For as long as most political pundits can remember, ‘Mandy’ has had the last laugh. He has survived political scandals with apparent ease, each time proving Nietzsche’s maxim in defiance of the obituarists: writing him off has only made him stronger.

Peter Mandelson’s first scandal involved a large sum of money borrowed from a fellow Labour MP, Geoffrey Robinson, and not declared. Mandelson complained that he was miserable in his flat in Clerkenwell. He needed somewhere he could relax and entertain his friends. As we shall see, the concept of relaxation amounts to Mandelson’s ruling passion. The loan was duly spent on a house in Notting Hill, without the knowledge of his building society or of parliament. Robinson wasn’t invited to the housewarming party. When the facts came to light, Mandelson resigned as Secretary of State for Trade and Industry.

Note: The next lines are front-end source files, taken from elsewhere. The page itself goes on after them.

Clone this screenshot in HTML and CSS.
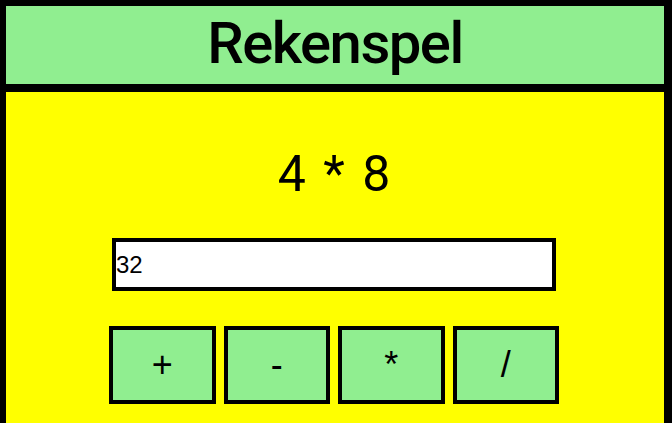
FILE: index.html
```html
<!DOCTYPE html>
<html lang="nl">
<head>
<meta charset="utf-8">
<title>Rekenspel</title>
<link rel="stylesheet" href="styles.css">
</head>
<body>
<div class="page">
  <header class="header"><h1 class="title">Rekenspel</h1></header>
  <main class="game">
    <div class="question">4 * 8</div>
    <input class="answer" type="text" value="32">
    <div class="ops">
      <button class="op">+</button>
      <button class="op">-</button>
      <button class="op">*</button>
      <button class="op">/</button>
    </div>
  </main>
</div>
</body>
</html>
```
FILE: styles.css
```css
html, body {
  margin: 0;
  padding: 0;
  background: #000;
  height: 100%;
  overflow: hidden;
}
.page {
  display: flex;
  flex-direction: column;
  gap: 8px;
  padding: 6px 8px 0 6px;
  height: 100%;
  box-sizing: border-box;
}
.header {
  background: #90ee90;
  height: 78px;
  display: flex;
  align-items: center;
  justify-content: center;
}
.title {
  margin: 0;
  font-family: Roboto, "Liberation Sans", sans-serif;
  font-weight: 500;
  font-size: 58px;
  letter-spacing: -1.5px;
  line-height: 78px;
  color: #000;
  position: relative;
  top: -2px;
}
.game {
  flex: 1;
  background: #ffff00;
  display: flex;
  flex-direction: column;
  align-items: center;
  padding: 53px 2px 0 0;
}
.question {
  font-family: Roboto, "Liberation Sans", sans-serif;
  font-size: 50px;
  line-height: 58px;
  color: #000;
  word-spacing: 5px;
}
.answer {
  margin-top: 35px;
  width: 444px;
  height: 53px;
  box-sizing: border-box;
  border: 4px solid #000;
  padding: 0;
  font-family: "Liberation Sans", Arial, sans-serif;
  font-size: 24px;
  background: #fff;
  color: #000;
  outline: none;
}
.ops {
  margin-top: 35px;
  display: flex;
  gap: 8px;
  width: 450px;
}
.op {
  flex: 1;
  height: 78px;
  box-sizing: border-box;
  border: 4px solid #000;
  background: #90ee90;
  font-family: "Liberation Sans", Arial, sans-serif;
  font-size: 36px;
  color: #000;
  padding: 0;
}
```
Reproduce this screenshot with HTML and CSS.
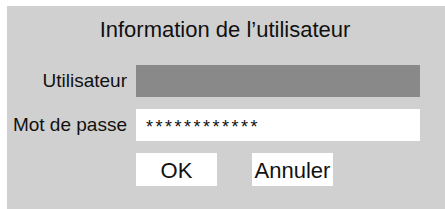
FILE: index.html
```html
<!DOCTYPE html>
<html lang="fr">
<head>
<meta charset="utf-8">
<link rel="stylesheet" href="styles.css">
</head>
<body>
<div class="panel">
  <div class="title">Information de l’utilisateur</div>
  <div class="form">
    <label class="label">Utilisateur</label>
    <div class="field field-disabled"></div>
    <label class="label">Mot de passe</label>
    <div class="field field-password">************</div>
    <div></div>
    <div class="buttons">
      <div class="btn">OK</div>
      <div class="btn">Annuler</div>
    </div>
  </div>
</div>
</body>
</html>
```
FILE: styles.css
```css
html, body {
  margin: 0;
  padding: 0;
  background: #ffffff;
}
body {
  font-family: "Liberation Sans", Arial, sans-serif;
  color: #111111;
}
.panel {
  margin: 6px 0 0 7px;
  height: 203px;
  background: #d0d0d0;
  padding-top: 11px;
  box-sizing: border-box;
}
.title {
  font-size: 22px;
  text-align: center;
  line-height: 25px;
  padding-right: 2px;
}
.form {
  margin-top: 23px;
  display: grid;
  grid-template-columns: 120px 284px;
  column-gap: 9px;
  row-gap: 12px;
  align-items: center;
}
.label {
  font-size: 19px;
  text-align: right;
  white-space: nowrap;
}
.field {
  height: 32px;
  box-sizing: border-box;
}
.field-disabled {
  background: #898989;
}
.field-password {
  background: #ffffff;
  font-size: 18px;
  letter-spacing: 2.5px;
  padding-left: 10px;
  line-height: 36px;
}
.buttons {
  display: flex;
  gap: 35px;
}
.btn {
  width: 81px;
  height: 33px;
  background: #ffffff;
  font-size: 22px;
  line-height: 36px;
  text-align: center;
}
```
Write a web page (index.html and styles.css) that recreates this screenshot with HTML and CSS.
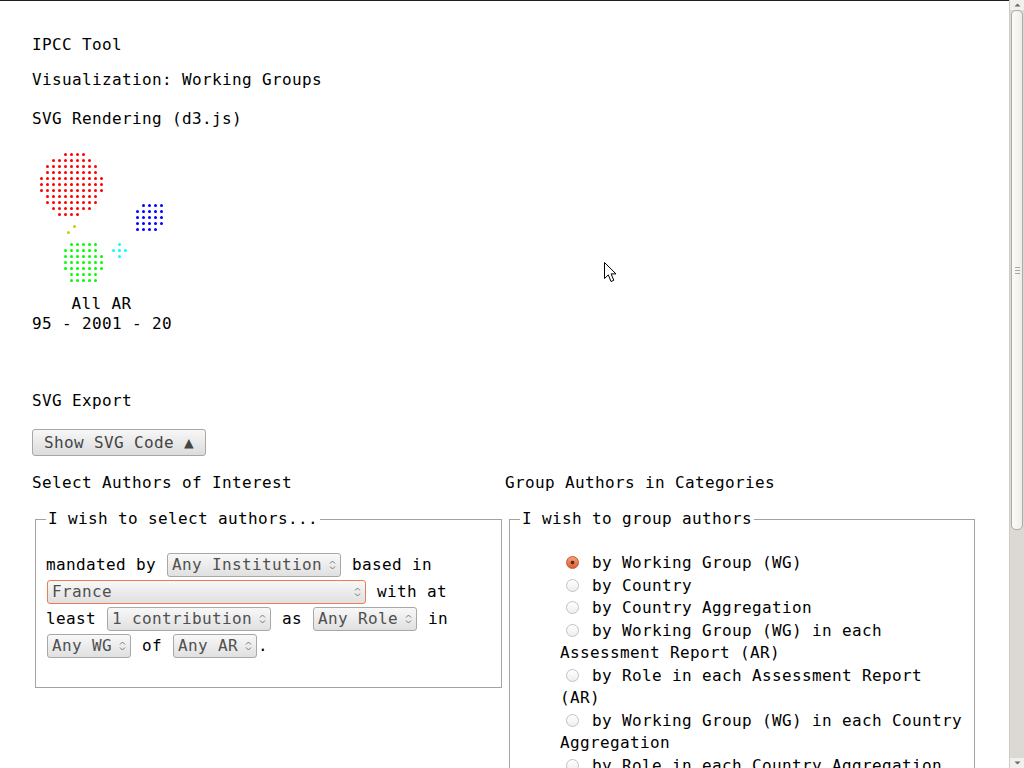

His second spell in government lasted less than four months. In October 1999, he was made Secretary of State for Northern Ireland. By January 2000, he’d been forced to resign after attempting to fast-track a British passport for a wealthy Indian businessman. This did not prevent him being chosen two years later to be the UK’s European Commissioner. During his time in the job, there were a few minor scandals involving rich moguls and oligarchs in yachts, but nothing serious enough to get him sacked. He was able instead to return to England unscathed and received a peerage in October 2008.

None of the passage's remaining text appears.